#### [THE PROBLEM]
Search the listing below for the string "styles" and copy every line where it occurs.
[Begin ENTRIES PROVIDED]
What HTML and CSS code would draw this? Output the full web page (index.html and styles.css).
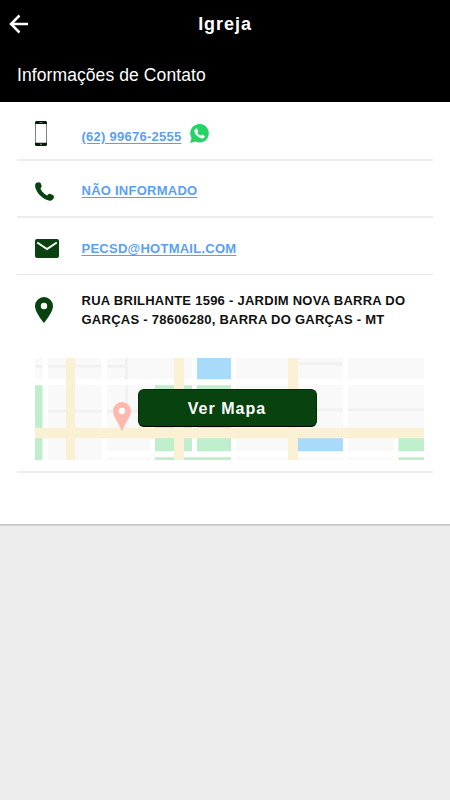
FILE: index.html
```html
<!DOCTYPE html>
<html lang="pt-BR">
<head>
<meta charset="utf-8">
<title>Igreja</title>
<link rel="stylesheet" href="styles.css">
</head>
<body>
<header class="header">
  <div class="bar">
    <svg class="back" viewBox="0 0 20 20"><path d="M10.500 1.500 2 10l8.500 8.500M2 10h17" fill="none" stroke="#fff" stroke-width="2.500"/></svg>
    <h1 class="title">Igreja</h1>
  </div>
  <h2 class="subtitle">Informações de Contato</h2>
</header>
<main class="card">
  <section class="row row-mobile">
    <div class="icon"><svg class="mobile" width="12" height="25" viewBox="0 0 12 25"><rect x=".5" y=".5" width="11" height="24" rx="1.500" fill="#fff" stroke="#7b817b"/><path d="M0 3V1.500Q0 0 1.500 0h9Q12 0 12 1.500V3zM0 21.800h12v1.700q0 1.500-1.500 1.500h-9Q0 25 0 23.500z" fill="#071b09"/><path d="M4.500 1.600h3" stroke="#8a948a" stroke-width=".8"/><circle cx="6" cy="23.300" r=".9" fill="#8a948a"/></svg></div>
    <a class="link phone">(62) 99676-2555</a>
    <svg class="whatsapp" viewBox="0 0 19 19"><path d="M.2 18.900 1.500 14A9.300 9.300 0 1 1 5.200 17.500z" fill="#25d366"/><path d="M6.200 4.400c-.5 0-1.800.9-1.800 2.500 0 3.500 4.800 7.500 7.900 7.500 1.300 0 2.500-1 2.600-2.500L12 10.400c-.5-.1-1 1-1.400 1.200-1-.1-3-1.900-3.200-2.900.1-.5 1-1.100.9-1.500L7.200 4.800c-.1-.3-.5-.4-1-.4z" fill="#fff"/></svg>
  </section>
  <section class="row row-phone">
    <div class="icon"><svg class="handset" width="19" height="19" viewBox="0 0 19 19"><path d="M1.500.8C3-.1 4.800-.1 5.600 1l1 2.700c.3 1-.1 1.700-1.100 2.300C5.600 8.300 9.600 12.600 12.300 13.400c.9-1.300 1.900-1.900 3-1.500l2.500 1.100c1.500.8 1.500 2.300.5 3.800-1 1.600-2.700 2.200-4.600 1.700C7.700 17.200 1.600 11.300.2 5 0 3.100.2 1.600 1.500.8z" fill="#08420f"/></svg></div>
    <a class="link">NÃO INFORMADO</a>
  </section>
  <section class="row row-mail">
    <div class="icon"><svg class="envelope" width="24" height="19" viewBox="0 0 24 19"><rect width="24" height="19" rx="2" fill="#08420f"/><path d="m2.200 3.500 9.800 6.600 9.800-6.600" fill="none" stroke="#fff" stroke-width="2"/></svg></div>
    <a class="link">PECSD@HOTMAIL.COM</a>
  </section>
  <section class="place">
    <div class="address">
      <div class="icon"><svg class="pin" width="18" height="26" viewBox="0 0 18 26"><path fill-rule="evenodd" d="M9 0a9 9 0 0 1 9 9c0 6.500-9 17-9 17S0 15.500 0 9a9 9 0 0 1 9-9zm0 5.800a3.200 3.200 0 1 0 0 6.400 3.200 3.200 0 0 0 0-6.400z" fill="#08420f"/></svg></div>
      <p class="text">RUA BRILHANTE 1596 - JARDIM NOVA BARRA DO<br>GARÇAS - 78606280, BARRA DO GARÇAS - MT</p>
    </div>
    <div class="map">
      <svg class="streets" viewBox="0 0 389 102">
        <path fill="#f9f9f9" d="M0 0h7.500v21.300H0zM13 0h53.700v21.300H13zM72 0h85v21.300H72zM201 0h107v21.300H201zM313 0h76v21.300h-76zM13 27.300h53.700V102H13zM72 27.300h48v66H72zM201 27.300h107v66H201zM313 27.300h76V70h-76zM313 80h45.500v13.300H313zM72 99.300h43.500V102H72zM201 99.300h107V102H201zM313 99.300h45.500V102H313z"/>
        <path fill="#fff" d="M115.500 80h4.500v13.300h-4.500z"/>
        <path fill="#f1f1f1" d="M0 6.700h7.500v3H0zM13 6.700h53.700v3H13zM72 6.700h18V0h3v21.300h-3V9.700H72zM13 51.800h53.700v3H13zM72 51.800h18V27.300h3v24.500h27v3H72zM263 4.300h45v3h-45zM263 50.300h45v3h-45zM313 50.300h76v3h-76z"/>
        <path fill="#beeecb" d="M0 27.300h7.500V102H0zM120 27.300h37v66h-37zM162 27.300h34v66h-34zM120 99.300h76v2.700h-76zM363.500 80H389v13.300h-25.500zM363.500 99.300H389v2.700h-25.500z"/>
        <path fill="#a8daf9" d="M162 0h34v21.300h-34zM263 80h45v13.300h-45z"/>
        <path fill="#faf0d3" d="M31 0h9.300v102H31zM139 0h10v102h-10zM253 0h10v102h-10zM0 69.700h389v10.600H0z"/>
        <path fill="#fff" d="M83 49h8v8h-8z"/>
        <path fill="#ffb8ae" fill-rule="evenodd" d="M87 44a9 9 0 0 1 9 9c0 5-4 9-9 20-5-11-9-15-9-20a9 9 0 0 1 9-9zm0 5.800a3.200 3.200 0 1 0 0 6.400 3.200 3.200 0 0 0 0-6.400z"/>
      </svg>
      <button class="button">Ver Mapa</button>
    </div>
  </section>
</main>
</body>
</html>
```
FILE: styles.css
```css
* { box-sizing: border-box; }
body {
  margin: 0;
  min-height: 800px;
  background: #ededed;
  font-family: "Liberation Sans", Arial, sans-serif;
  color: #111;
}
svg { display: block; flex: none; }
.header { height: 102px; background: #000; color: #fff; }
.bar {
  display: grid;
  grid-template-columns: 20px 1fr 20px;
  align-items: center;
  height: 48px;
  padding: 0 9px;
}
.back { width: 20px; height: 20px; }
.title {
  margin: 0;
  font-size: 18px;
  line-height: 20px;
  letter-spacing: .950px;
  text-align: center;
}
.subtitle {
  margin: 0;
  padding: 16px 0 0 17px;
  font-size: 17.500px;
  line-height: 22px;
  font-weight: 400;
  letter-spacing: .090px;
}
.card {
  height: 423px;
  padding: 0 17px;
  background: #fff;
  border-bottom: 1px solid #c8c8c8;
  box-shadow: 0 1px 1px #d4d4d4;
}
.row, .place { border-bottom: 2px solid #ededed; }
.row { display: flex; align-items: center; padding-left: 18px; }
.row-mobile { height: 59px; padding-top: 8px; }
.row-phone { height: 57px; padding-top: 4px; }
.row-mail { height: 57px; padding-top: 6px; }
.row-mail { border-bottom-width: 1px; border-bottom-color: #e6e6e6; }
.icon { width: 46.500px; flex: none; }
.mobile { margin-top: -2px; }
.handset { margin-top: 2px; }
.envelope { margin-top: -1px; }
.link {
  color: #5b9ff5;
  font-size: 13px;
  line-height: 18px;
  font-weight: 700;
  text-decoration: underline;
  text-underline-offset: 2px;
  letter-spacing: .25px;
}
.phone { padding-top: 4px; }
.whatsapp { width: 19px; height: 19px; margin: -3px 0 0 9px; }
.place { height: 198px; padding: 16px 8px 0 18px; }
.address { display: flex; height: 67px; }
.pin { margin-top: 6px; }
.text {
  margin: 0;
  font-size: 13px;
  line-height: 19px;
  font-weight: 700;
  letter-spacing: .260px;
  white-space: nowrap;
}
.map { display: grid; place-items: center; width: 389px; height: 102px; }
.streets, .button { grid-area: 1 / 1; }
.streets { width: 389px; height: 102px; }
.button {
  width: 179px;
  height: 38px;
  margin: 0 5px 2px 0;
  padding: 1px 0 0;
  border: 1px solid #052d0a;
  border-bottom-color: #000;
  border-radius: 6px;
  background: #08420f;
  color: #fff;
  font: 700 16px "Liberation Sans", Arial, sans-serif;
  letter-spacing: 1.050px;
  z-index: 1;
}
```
[End ENTRIES PROVIDED]
[Begin ENTRIES PROVIDED]
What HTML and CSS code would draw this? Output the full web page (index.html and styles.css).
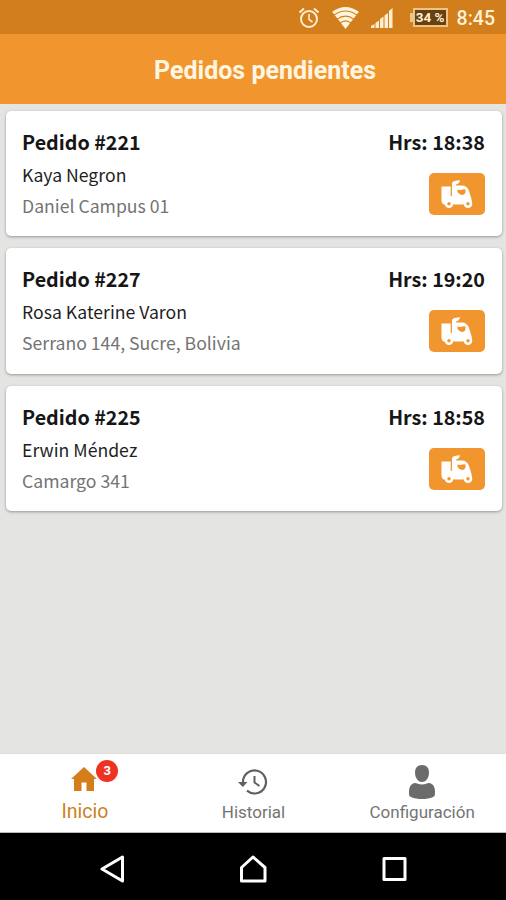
[End ENTRIES PROVIDED]
#### [FINISHED EXERCISE]
What HTML and CSS code would draw this? Output the full web page (index.html and styles.css).
<link rel="stylesheet" href="styles.css">
FILE: styles.css
What HTML and CSS code would draw this? Output the full web page (index.html and styles.css).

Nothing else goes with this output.